Наблюдая усиление сталинского национал-большевизма, грозящее полным забвением мировой революции в пользу «узконационального» строительства социализма в одной отдельно взятой стране, Троцкий постоянно думал о союзниках в борьбе против сталинизма. О настоящих союзниках, а не о Зиновьеве с Каменевым. Таковых он мог отыскать только за пределами СССР. Как и в 1917–1918 годах, ими оказались страны западной демократии, которым было невыгодно долгосрочное усиление советской державы. Но оно же было невыгодно и Троцкому, ибо уводило советских коммунистов в сторону от разлюбезной его сердцу мировой революции.

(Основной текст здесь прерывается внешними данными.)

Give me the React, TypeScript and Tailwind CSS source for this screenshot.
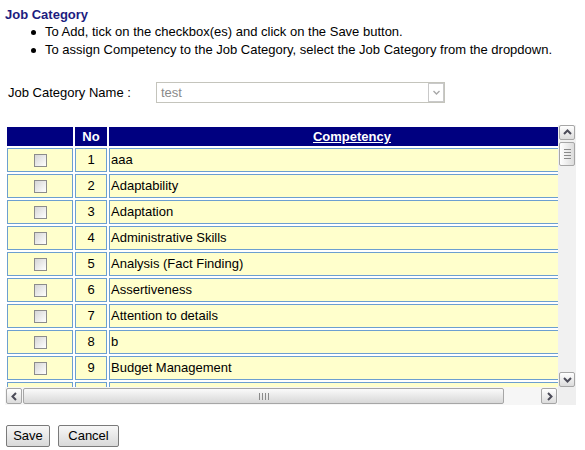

Союз Троцкого и западных капиталистов не мог быть равноправным, ведь в 20-е годы певца перманентной революции уже оттерли от реальной власти. Он представлял собой всего лишь оппозиционера, пусть и всемирно известного. Его положение было даже еще хуже, чем положение Ленина, сотрудничавшего с кайзером. В 1917 году Ленин контролировал мощную, боеспособную, хорошо дисциплинированную партию, а Германия уже начинала потрескивать под тяжестью войны. Да что там Ленин, весьма неплохим было и положение Троцкого в 1918 году! Тогда он занимал ведущие посты в Советском государстве, и с ним солидаризировалось «левокоммунистическое» большинство в ЦК. Теперь же все было по-иному, и Троцкий располагал лишь поддержкой опальных оппозиционеров. В подобных условиях таким людям, как он, обычно бывает не до щепетильности, и они могут пойти на самые разные финты. В том числе и на предательство идеи во имя ее же самой. Нужно было идти на громаднейшие уступки Западу, одной из которых была бы капитализация советской экономики — при сосредоточении политической власти у «настоящих коммунистов».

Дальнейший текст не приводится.